I am starting to ponder all of the many parts and pieces of a self-generated campaign setting. This got me to thinking about scale mechanics and how I wanted to represent the game world.  I am a hex-crawler, so I’ve already jumped the initial hurdle of campaign map style.

It may sound a bit ambitious at first, but I am going to map at a 1/2 mile scale in detailed regions and use 6-mile hexes to display the detailed portion of the game world.  The 6-mile hexes upscale to 36-mile hexes which would be fine for the ‘lower resolution view’ of a campaign map.

6-mile super hex
A perfectly formed 6-mile super-hex displayed at 1/2 mile per normal hex.  Shexy!

The goal is to use a mapping scale that is friendly to displaying the location of villages and minor terrain features such as normal-sized lakes.  Really, any feature that isn’t on an epic scale could be comfortably depicted.

The reason that this scale is important to me is because I plan to set the campaign in an era where human affairs are dominated primarily by loose bands of City States. Placing villages, large holdings, resource points, and other important markers onto a map scaled to handle such things is critical to accurately portraying the holdings of a given City State.

City States require a network of villages to provide food production and other base resources for the dwellers of the city.  In turn, the villagers trade their food, furs, and raw materials for finished products and the city state also has men at arms that protect the small villages.  When war does come, the farmers flood the city seeking the protection of walls and warriors.
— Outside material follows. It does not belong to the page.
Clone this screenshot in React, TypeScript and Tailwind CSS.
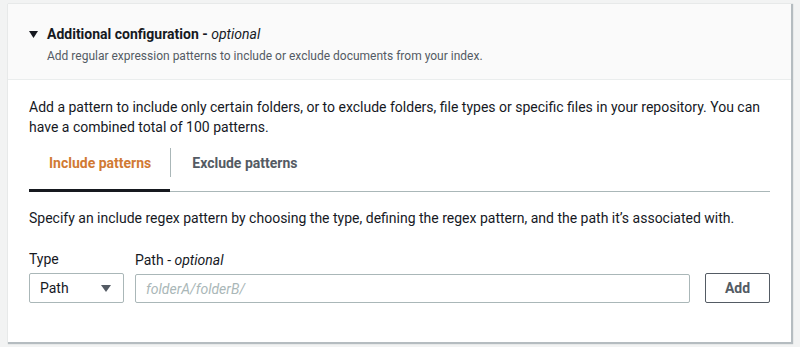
import React, { useState } from 'react';

const App: React.FC = () => {
  const [tab, setTab] = useState<'include' | 'exclude'>('include');
  const [path, setPath] = useState('');

  return (
    <div
      className="w-[800px] h-[347px] bg-[#f2f3f3] pt-[4px] pl-[8px] text-[#16191f]"
      style={{ fontFamily: 'Roboto, Arial, sans-serif' }}
    >
      <div className="w-[783px] h-[338px] bg-white shadow-[1px_1px_1px_1px_rgba(0,22,40,0.25)]">
        <div className="h-[76px] bg-[#fafafa] border-b border-[#eaeded] pl-[21px] pt-[20px]">
          <div className="flex items-center">
            <svg width="9" height="7" viewBox="0 0 9 7" className="mr-[9px]">
              <path d="M0 0 H9 L4.5 7 Z" fill="#16191f" />
            </svg>
            <span className="text-[14px] font-bold leading-[20px]">
              Additional configuration - <i className="font-normal">optional</i>
            </span>
          </div>
          <p className="pl-[18px] mt-[4px] text-[12px] leading-[16px] text-[#545b64]">
            Add regular expression patterns to include or exclude documents from your index.
          </p>
        </div>

        <div className="px-[21px] pt-[17px]">
          <p className="text-[14px] leading-[20px]">
            Add a pattern to include only certain folders, or to exclude folders, file types or specific files in your
            repository. You can
            <br />
            have a combined total of 100 patterns.
          </p>

          <div className="w-[741px] flex border-b border-[#aab7b8]">
            <button
              className={`relative h-[54px] pt-[16px] pb-[18px] pl-[20px] pr-[19px] leading-[20px] text-[14px] font-bold ${tab === 'include' ? 'text-[#d17a34]' : 'text-[#545b64]'}`}
              onClick={() => setTab('include')}
            >
              Include patterns
              {tab === 'include' && <span className="absolute left-0 right-0 -bottom-[1px] h-[3px] bg-[#16191f]" />}
            </button>
            <div className="w-px h-[29px] mt-[11px] bg-[#aab7b8]" />
            <button
              className={`relative h-[54px] pt-[16px] pb-[18px] px-[21px] leading-[20px] text-[14px] font-bold ${tab === 'exclude' ? 'text-[#d17a34]' : 'text-[#545b64]'}`}
              onClick={() => setTab('exclude')}
            >
              Exclude patterns
              {tab === 'exclude' && <span className="absolute left-0 right-0 -bottom-[1px] h-[3px] bg-[#16191f]" />}
            </button>
          </div>

          <p className="mt-[16px] text-[14px] leading-[20px]">
            Specify an include regex pattern by choosing the type, defining the regex pattern, and the path it’s associated with.
          </p>

          <div className="mt-[21px] flex items-end">
            <div className="w-[95px]">
              <div className="text-[14px] leading-[20px] mb-[4px]">Type</div>
              <div className="h-[30px] border border-[#aab7b8] rounded-[2px] flex items-center justify-between pl-[10px] pr-[12px] text-[14px]">
                <span>Path</span>
                <svg width="10" height="7" viewBox="0 0 10 7">
                  <path d="M0 0 H10 L5 7 Z" fill="#545b64" />
                </svg>
              </div>
            </div>
            <div className="ml-[11px] w-[555px]">
              <div className="text-[14px] leading-[20px] mb-[4px]">
                Path - <i>optional</i>
              </div>
              <input
                value={path}
                onChange={(e) => setPath(e.target.value)}
                placeholder="folderA/folderB/"
                className="w-full h-[29px] border border-[#aab7b8] rounded-[2px] px-[10px] text-[14px] italic placeholder:text-[#aab7b8] outline-none"
              />
            </div>
            <button className="ml-[15px] w-[65px] h-[30px] border border-[#545b64] rounded-[2px] text-[14px] font-bold text-[#545b64]">
              Add
            </button>
          </div>
        </div>
      </div>
    </div>
  );
};

export default App;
Systems of roads, bridges, and towers might be employed by wealthier City States.

Anyhow, the first task is to get the 36-mile campaign map started.  I will probably focus on a smaller continent  and get going on it with a larger goal of developing a map reference system, semi-random map generation tables, and to generally get in the thick of just doing it so I can better see how I want to proceed.

So the initial goal is to build the lower level tools that I will need to build the maps.  Default hex-grid templates and a coordinate or reference system seems like a good place to start.